Takeaway: Learning with Noisy Labels has been an active area of research. We can deepen our understanding by also studying Evaluating with Noisy Labels.

Conclusions and future work

Label noise can have far greater effects on performance than previously estimated, but in natural language tasks, pre-trained language models can be used to mitigate these effects by highlighting likely errors for re-evaluation and cleaning.

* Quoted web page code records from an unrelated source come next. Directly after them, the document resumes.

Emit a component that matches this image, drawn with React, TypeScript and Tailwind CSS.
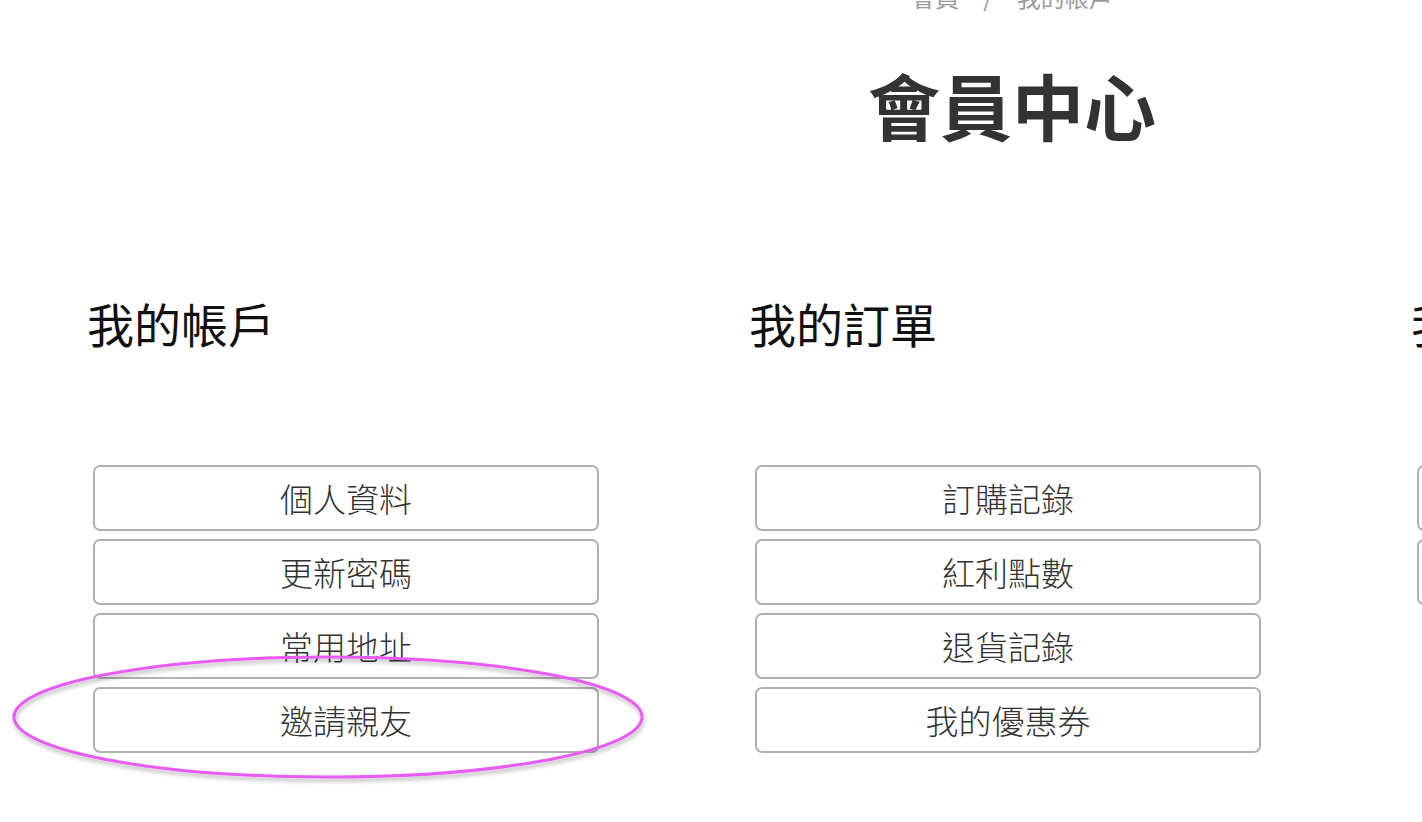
import React from "react";

const FONT = "font-['Noto_Sans_CJK_TC','Noto_Sans_CJK_SC',sans-serif]";

const SECTIONS = [
  { title: "我的帳戶", items: ["個人資料", "更新密碼", "常用地址", "邀請親友"] },
  { title: "我的訂單", items: ["訂購記錄", "紅利點數", "退貨記錄", "我的優惠券"] },
  { title: "我的收藏", items: ["追蹤清單", "瀏覽記錄"] },
];

function MenuButton({ label }: { label: string }) {
  return (
    <button className="flex h-[66px] w-full items-center justify-center rounded-[7px] border-2 border-[#b0b0b0] bg-white text-[33px] font-light leading-none text-[#333333]">
      {label}
    </button>
  );
}

export default function App() {
  return (
    <div className={`relative h-[822px] w-[1422px] overflow-hidden bg-white ${FONT}`}>
      <div className="ml-[93px] w-[1830px]">
        {/* breadcrumb, mostly scrolled out of view */}
        <nav className="-mt-[15px] flex justify-center gap-[24px] pl-[8px] text-[24px] leading-none text-[#9a9a9a]">
          <span>會員</span>
          <span>/</span>
          <span>我的帳戶</span>
        </nav>

        <h1 className="mt-[59px] text-center text-[72px] font-bold leading-none text-[#333333] pl-[8px]">
          會員中心
        </h1>

        <div className="mt-[159px] grid grid-cols-3 gap-x-[156px]">
          {SECTIONS.map((s) => (
            <section key={s.title}>
              <h2 className="-ml-[6px] text-[47px] font-normal leading-none text-[#111111]">{s.title}</h2>
              <div className="mt-[119px] flex flex-col gap-[8px]">
                {s.items.map((it) => (
                  <MenuButton key={it} label={it} />
                ))}
              </div>
            </section>
          ))}
        </div>
      </div>

      {/* annotation ring drawn over the page */}
      <svg className="pointer-events-none absolute left-0 top-0" width="1422" height="822" viewBox="0 0 1422 822">
        <defs>
          <filter id="ringShadow" x="-10%" y="-30%" width="120%" height="160%">
            <feDropShadow dx="1" dy="3" stdDeviation="2" floodColor="#000" floodOpacity="0.3" />
          </filter>
        </defs>
        <ellipse cx="328" cy="717" rx="314" ry="60" fill="none" stroke="#e75cf2" strokeWidth="3" filter="url(#ringShadow)" />
      </svg>
    </div>
  );
}
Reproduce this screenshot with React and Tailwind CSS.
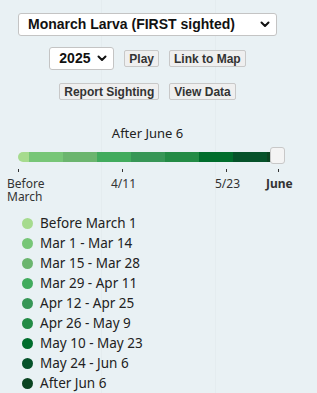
import React, { useState } from "react";

const colors = [
    "#a6db8e",
    "#77c677",
    "#6bb56e",
    "#41ab5d",
    "#379656",
    "#238b45",
    "#006d2c",
    "#06522a",
    "#0b4421",
];

const legend = [
    "Before March 1",
    "Mar 1 - Mar 14",
    "Mar 15 - Mar 28",
    "Mar 29 - Apr 11",
    "Apr 12 - Apr 25",
    "Apr 26 - May 9",
    "May 10 - May 23",
    "May 24 - Jun 6",
    "After Jun 6",
];

function Chevron() {
    return (
        <svg width="10" height="7" viewBox="0 0 10 7" className="pointer-events-none">
            <path d="M1.5 1.5 L5 5 L8.5 1.5" fill="none" stroke="#111" strokeWidth="2" strokeLinecap="round" strokeLinejoin="round" />
        </svg>
    );
}

function Btn({ children }) {
    return (
        <button className="h-[17px] px-[4px] bg-[#efefef] border border-[#c8c8c8] rounded-[2px] text-[12px] leading-none text-[#333] font-bold font-['Liberation_Sans',Arial,sans-serif]">
            {children}
        </button>
    );
}

export default function App() {
    const [species] = useState("Monarch Larva (FIRST sighted)");

    return (
        <div className="w-[317px] h-[393px] bg-[#e9f1f4] overflow-hidden relative font-['Noto_Sans',sans-serif]">
            {/* faint map tile borders */}
            <div className="absolute left-[101px] top-0 bottom-0 w-px bg-[#e4ecef]" />
            <div className="absolute left-[215px] top-0 bottom-0 w-px bg-[#e4ecef]" />

            <div className="relative w-[295px] flex flex-col items-center pt-[13px]">
                <div className="relative w-[259px] h-[23px] bg-white border border-[#c4c4c4] rounded-[3px] flex items-center pl-[9px] pr-[6px] justify-between">
                    <span className="text-[14px] font-bold text-[#111] font-['Liberation_Sans',Arial,sans-serif]">{species}</span>
                    <Chevron />
                </div>

                <div className="flex items-center mt-[11px] gap-[10px]">
                    <div className="w-[65px] h-[23px] bg-white border border-[#c4c4c4] rounded-[3px] flex items-center pl-[9px] pr-[6px] justify-between">
                        <span className="text-[14px] font-bold text-[#111] font-['Liberation_Sans',Arial,sans-serif]">2025</span>
                        <Chevron />
                    </div>
                    <Btn>Play</Btn>
                    <Btn>Link to Map</Btn>
                </div>

                <div className="flex items-center mt-[13px] gap-[10px]">
                    <Btn>Report Sighting</Btn>
                    <Btn>View Data</Btn>
                </div>

                <div className="mt-[27px] text-[13px] text-[#222] leading-none">After June 6</div>
            </div>

            {/* slider */}
            <div className="relative mt-[7px] ml-[18px] w-[267px] h-[18px]">
                <div className="absolute left-0 top-[5px] w-[256px] h-[10px] flex rounded-l-full overflow-hidden">
                    <div className="w-[11px]" style={{ backgroundColor: colors[0] }} />
                    {colors.slice(1).map((c, i) => (
                        <div key={c} className={i === 7 ? "flex-1" : "w-[34px]"} style={{ backgroundColor: c }} />
                    ))}
                </div>
                <div className="absolute left-[252px] top-0 w-[15px] h-[17px] bg-[#f4f4f4] border border-[#c8c8c8] rounded-[3px]" />
            </div>

            {/* ticks */}
            <div className="relative h-[30px] text-[12px] text-[#333] leading-[13px]">
                <div className="absolute left-[18px] top-[4px] w-px h-[3px] bg-[#333]" />
                <div className="absolute left-[122px] top-[4px] w-px h-[3px] bg-[#333]" />
                <div className="absolute left-[226px] top-[4px] w-px h-[3px] bg-[#333]" />
                <div className="absolute left-[278px] top-[4px] w-px h-[3px] bg-[#333]" />
                <div className="absolute left-[7px] top-[12px]">Before<br />March</div>
                <div className="absolute left-[111px] top-[12px]">4/11</div>
                <div className="absolute left-[215px] top-[12px]">5/23</div>
                <div className="absolute left-[266px] top-[12px] font-bold">June</div>
            </div>

            {/* legend */}
            <ul className="relative mt-[18px] ml-[22px] flex flex-col">
                {legend.map((label, i) => (
                    <li key={label} className="flex items-center h-[20px] gap-[7px]">
                        <span className="w-[11px] h-[11px] rounded-full" style={{ backgroundColor: colors[i] }} />
                        <span className="text-[13.5px] text-[#222]">{label}</span>
                    </li>
                ))}
            </ul>
        </div>
    );
}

We invite LNL researchers to further examine the effects of realistic, human-originated label noise using our data and code, and develop new benchmarks in LNL which use realistic label errors in an end-to-end format.

References

Abedjan, Ziawasch, Xu Chu, Dong Deng, Raul Castro Fernandez, Ihab F Ilyas, Mourad Ouzzani, Paolo Papotti, Michael Stonebraker, and Nan Tang. 2016. “Detecting Data Errors: Where Are We and What Needs to Be Done?” Proceedings of the VLDB Endowment 9 (12): 993–1004.
Northcutt, Curtis G, Anish Athalye, and Jonas Mueller. 2021. “Pervasive Label Errors in Test Sets Destabilize Machine Learning Benchmarks.” arXiv:2103.14749.
Plank, Barbara, Dirk Hovy, and Anders Søgaard. 2014. “Linguistically Debatable or Just Plain Wrong?” In Proceedings of the 52nd Annual Meeting of the Association for Computational Linguistics (Volume 2: Short Papers), 507–11.
Redman, Thomas C. 1998. “The Impact of Poor Data Quality on the Typical Enterprise.” Communications of the ACM 41 (2): 79–82.
Rolnick, David, Andreas Veit, Serge Belongie, and Nir Shavit. 2017. “Deep Learning Is Robust to Massive Label Noise.” arXiv:1705.10694.
Song, Hwanjun, Minseok Kim, Dongmin Park, Yooju Shin, and Jae-Gil Lee. 2022. “Learning from Noisy Labels with Deep Neural Networks: A Survey.” IEEE Transactions on Neural Networks and Learning Systems.